- _WRITTEN EXERCISE_:
Give only the number of lines in the data that include the string "React".

Pages as source code:

☆ ☆ ☆

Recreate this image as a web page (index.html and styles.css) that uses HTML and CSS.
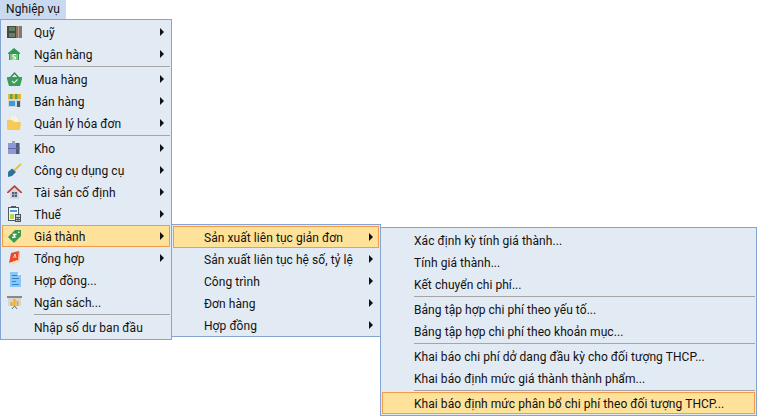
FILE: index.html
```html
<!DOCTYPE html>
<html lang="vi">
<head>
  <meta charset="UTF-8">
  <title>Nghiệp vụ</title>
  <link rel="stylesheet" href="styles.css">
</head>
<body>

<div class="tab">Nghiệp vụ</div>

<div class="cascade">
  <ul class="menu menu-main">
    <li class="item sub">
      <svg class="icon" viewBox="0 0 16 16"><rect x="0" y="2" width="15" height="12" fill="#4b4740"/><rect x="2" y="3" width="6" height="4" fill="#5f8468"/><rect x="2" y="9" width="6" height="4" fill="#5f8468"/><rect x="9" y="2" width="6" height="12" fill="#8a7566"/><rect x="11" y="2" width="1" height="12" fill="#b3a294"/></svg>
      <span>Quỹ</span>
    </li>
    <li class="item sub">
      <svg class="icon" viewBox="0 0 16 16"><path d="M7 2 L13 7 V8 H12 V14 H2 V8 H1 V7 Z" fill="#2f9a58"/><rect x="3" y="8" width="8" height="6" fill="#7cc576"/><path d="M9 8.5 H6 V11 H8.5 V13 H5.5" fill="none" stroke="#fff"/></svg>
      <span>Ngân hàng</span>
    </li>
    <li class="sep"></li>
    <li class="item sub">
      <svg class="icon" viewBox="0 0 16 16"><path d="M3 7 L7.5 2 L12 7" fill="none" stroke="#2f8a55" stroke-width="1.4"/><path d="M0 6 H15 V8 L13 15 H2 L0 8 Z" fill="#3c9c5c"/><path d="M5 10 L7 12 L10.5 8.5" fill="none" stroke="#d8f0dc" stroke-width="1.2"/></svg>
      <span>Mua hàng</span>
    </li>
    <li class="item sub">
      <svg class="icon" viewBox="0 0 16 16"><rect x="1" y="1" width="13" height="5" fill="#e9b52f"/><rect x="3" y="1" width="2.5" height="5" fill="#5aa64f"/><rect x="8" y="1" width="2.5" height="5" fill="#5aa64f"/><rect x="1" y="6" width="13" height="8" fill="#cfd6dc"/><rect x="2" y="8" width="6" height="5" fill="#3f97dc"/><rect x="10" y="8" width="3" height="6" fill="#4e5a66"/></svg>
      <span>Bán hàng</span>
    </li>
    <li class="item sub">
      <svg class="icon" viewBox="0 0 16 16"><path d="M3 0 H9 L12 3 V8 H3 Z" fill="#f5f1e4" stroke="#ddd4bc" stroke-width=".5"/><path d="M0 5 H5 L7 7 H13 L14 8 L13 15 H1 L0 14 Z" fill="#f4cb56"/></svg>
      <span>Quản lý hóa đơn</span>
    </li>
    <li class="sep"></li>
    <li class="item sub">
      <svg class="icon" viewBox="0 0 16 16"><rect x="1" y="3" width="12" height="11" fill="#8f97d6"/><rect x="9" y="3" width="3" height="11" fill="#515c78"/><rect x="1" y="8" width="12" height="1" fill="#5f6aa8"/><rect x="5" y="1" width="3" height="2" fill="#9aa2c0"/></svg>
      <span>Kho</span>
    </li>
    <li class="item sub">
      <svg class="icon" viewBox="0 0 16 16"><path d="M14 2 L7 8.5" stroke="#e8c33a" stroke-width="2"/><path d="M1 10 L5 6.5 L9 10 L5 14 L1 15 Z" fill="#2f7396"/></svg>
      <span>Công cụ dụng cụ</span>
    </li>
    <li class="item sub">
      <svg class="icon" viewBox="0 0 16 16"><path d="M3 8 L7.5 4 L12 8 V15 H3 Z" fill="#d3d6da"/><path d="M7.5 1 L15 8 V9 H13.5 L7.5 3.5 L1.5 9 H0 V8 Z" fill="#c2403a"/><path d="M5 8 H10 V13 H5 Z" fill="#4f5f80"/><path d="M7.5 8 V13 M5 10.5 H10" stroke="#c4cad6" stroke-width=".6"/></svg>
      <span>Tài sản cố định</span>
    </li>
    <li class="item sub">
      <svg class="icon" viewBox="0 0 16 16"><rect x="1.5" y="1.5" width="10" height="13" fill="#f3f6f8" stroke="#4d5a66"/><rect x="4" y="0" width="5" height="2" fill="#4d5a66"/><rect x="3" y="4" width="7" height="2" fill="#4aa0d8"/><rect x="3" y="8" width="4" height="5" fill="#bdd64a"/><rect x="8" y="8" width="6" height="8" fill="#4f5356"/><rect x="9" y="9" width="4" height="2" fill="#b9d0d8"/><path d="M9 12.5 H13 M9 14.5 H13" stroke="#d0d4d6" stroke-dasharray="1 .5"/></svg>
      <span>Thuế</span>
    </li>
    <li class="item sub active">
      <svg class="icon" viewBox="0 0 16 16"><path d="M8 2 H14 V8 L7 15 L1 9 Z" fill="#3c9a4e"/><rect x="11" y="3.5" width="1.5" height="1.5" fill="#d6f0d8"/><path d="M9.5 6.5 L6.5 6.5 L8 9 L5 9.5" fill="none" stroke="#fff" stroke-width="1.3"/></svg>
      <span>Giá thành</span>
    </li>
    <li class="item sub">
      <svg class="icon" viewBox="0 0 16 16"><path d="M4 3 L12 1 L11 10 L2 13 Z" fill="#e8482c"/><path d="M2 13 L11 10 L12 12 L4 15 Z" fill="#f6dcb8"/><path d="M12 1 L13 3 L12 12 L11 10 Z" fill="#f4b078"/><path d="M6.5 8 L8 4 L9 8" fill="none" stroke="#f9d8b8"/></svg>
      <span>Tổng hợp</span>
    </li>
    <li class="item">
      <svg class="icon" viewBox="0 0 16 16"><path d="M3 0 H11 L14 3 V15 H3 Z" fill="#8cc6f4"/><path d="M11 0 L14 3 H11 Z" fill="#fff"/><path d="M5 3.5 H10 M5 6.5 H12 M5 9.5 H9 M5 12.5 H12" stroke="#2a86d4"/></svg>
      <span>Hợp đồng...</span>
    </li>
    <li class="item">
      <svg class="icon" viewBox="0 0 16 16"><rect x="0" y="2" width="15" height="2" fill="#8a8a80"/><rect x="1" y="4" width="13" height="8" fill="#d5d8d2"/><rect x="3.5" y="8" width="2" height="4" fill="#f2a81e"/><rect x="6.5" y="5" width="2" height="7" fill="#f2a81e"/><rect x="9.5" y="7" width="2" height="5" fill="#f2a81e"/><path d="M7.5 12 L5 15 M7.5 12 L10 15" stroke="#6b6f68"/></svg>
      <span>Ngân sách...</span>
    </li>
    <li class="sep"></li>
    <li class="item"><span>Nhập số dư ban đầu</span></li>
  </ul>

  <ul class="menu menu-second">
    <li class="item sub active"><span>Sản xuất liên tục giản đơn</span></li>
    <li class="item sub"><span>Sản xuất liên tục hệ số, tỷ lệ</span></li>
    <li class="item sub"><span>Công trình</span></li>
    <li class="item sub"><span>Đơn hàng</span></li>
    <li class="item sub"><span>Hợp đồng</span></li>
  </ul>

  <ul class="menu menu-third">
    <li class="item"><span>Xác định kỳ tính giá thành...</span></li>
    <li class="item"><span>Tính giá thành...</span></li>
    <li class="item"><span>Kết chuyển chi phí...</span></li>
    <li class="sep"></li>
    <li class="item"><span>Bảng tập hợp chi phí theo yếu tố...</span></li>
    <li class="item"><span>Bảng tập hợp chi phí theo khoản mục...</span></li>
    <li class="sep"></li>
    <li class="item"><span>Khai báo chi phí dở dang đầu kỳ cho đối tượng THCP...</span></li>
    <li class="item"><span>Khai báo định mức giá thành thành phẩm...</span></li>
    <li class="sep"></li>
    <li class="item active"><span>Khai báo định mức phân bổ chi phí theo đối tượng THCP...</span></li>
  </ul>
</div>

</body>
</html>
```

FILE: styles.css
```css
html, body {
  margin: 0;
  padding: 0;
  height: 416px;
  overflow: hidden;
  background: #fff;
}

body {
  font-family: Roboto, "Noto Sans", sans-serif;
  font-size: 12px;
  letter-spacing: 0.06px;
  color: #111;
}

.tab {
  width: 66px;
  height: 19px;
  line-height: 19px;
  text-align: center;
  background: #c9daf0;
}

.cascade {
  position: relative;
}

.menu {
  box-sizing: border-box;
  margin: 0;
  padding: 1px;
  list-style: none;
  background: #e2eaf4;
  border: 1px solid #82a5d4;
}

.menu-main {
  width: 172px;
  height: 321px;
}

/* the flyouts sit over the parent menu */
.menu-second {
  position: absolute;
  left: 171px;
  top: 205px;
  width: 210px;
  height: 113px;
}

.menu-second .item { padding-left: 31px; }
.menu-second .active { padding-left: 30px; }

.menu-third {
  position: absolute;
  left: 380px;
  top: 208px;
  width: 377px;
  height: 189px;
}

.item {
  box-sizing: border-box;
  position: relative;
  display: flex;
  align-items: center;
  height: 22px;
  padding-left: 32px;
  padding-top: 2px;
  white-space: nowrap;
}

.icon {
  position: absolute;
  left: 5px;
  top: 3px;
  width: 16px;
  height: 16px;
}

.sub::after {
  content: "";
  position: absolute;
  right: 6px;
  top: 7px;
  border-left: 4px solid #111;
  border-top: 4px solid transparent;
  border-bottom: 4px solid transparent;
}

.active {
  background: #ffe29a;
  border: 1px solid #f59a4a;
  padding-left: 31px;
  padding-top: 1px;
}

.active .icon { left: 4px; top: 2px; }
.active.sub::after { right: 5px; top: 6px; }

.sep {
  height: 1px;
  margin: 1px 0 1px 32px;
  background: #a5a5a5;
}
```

☆ ☆ ☆

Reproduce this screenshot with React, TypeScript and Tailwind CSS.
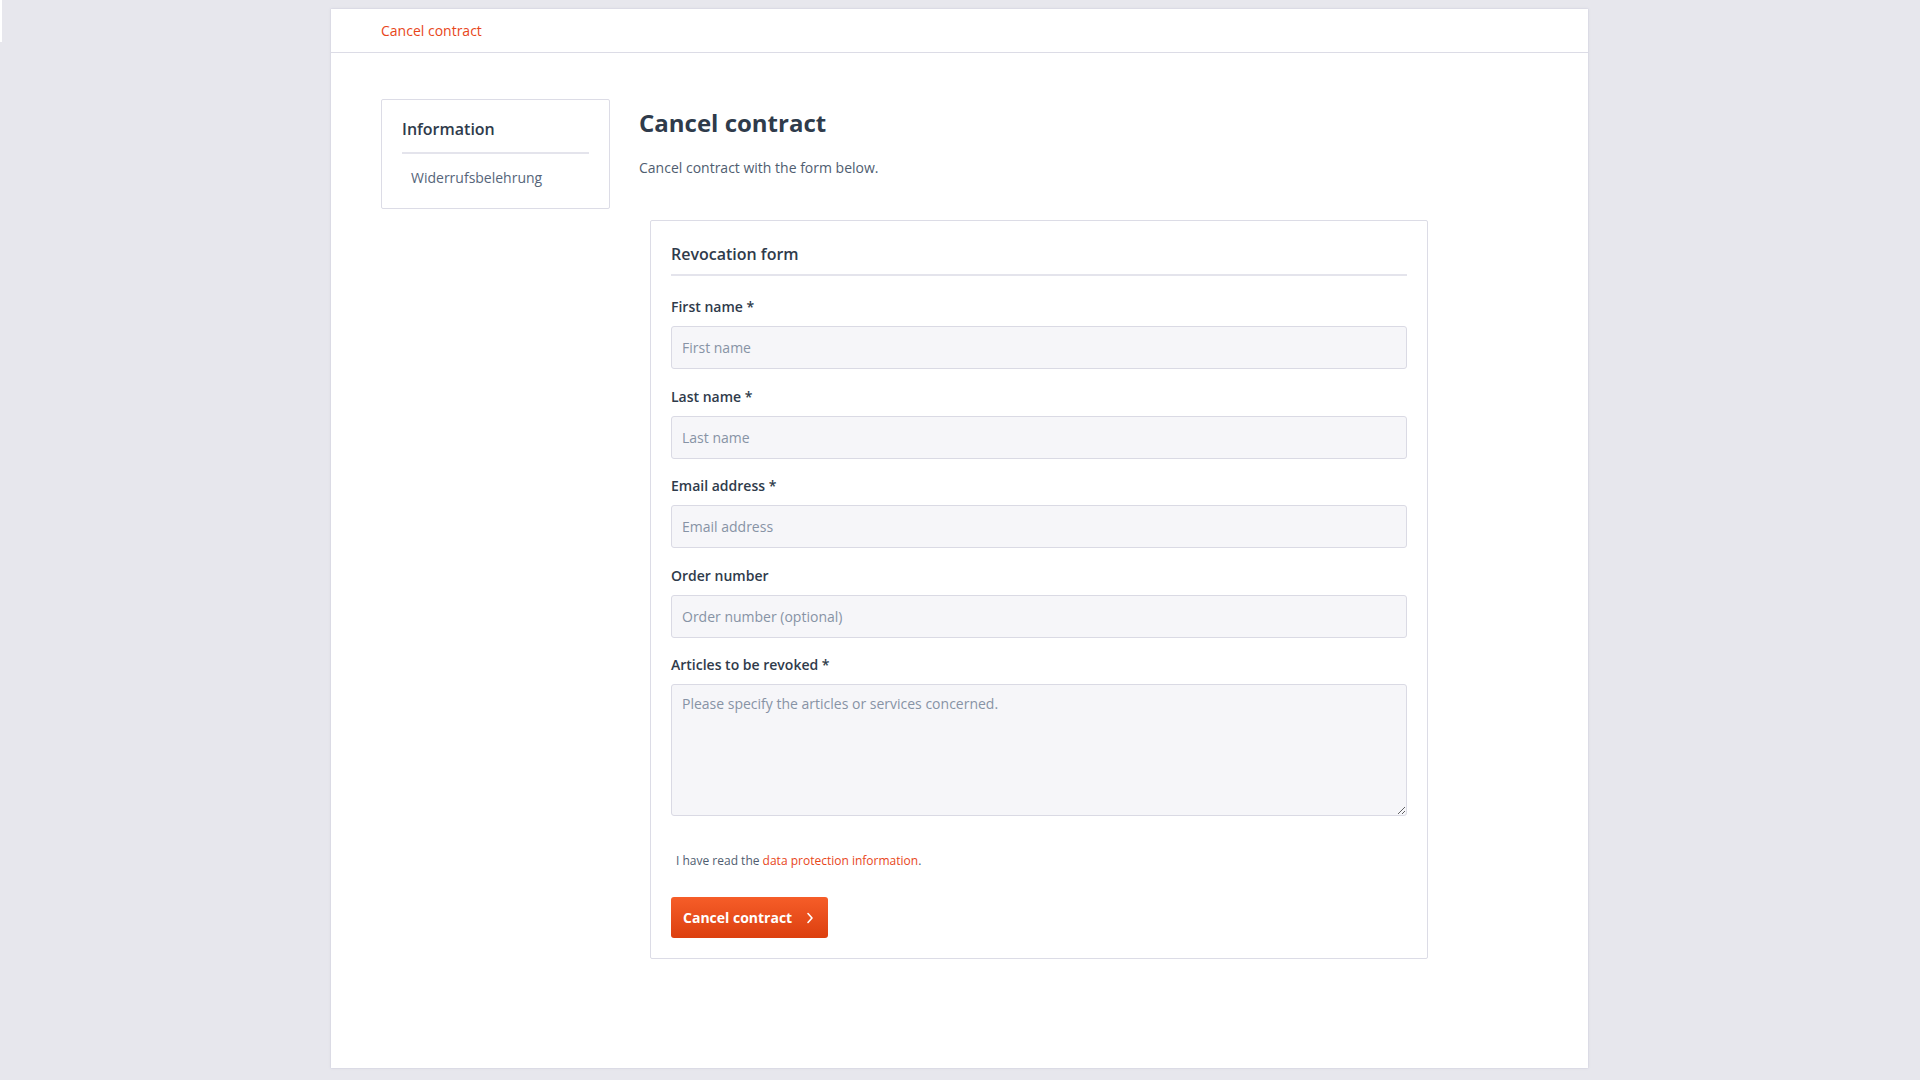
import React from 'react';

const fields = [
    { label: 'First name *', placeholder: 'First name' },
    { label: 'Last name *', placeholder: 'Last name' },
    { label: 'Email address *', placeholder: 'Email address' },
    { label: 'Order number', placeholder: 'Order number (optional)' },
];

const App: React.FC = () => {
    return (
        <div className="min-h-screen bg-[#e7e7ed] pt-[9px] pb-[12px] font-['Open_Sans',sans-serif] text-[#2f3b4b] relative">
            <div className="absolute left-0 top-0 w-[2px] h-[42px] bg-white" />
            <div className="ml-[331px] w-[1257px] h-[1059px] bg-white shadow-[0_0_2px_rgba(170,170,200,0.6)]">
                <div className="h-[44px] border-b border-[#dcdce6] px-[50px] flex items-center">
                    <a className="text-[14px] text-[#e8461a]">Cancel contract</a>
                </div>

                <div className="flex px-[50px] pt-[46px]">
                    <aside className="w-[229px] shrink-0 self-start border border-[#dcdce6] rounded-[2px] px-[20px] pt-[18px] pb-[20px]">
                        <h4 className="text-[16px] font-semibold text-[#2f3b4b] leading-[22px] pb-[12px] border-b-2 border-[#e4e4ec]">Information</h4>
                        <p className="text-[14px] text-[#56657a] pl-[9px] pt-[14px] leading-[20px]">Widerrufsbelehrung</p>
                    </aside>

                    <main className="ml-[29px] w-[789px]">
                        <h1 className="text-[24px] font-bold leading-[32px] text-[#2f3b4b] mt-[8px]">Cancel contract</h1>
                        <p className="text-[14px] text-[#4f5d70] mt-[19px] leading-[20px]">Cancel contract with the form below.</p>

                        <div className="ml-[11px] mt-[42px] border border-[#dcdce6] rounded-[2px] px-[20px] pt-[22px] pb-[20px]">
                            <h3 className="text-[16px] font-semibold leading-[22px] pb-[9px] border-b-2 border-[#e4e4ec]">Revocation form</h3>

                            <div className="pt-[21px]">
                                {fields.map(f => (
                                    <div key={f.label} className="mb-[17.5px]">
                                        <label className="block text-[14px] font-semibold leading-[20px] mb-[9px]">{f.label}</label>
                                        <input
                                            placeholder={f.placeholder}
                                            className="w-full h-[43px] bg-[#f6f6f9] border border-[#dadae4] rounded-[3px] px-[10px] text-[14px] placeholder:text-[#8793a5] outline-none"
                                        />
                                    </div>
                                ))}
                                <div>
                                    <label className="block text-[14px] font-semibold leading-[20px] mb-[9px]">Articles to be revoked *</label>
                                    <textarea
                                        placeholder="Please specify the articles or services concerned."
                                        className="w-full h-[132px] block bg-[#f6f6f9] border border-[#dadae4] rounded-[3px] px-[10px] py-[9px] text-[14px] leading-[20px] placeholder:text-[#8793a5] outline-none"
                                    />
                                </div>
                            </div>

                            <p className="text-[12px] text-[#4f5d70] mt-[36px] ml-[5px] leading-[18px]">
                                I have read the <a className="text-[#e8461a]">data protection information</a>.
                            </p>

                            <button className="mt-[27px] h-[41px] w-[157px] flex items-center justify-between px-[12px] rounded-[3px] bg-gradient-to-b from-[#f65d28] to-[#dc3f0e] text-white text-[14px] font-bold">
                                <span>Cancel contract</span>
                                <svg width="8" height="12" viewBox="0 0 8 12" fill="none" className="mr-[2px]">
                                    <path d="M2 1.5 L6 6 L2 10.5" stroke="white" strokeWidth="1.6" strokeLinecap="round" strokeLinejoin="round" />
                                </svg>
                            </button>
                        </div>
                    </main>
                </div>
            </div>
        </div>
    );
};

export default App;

☆ ☆ ☆

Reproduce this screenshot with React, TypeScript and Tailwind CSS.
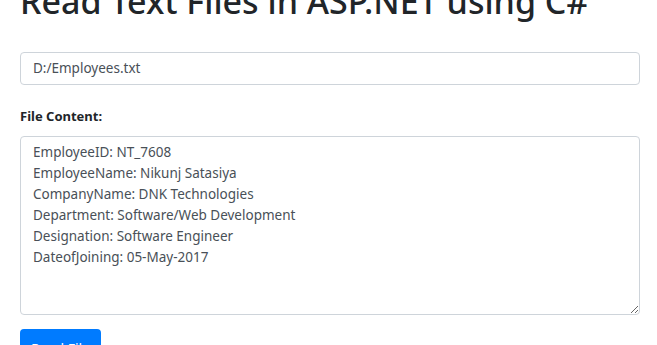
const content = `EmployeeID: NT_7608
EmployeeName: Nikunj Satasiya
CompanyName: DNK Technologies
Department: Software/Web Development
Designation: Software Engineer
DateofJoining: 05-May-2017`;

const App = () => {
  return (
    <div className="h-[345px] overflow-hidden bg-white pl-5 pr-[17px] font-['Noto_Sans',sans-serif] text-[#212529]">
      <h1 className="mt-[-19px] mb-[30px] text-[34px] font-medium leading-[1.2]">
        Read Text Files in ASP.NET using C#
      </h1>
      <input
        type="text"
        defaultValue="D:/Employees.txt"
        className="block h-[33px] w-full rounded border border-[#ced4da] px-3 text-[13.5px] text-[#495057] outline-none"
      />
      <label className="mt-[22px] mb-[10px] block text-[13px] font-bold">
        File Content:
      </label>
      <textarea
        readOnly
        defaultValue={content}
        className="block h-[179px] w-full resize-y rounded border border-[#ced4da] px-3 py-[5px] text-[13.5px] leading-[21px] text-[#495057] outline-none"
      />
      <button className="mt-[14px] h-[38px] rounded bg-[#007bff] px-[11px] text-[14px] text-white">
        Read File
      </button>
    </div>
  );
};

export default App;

☆ ☆ ☆

- _THE ANSWER_:
4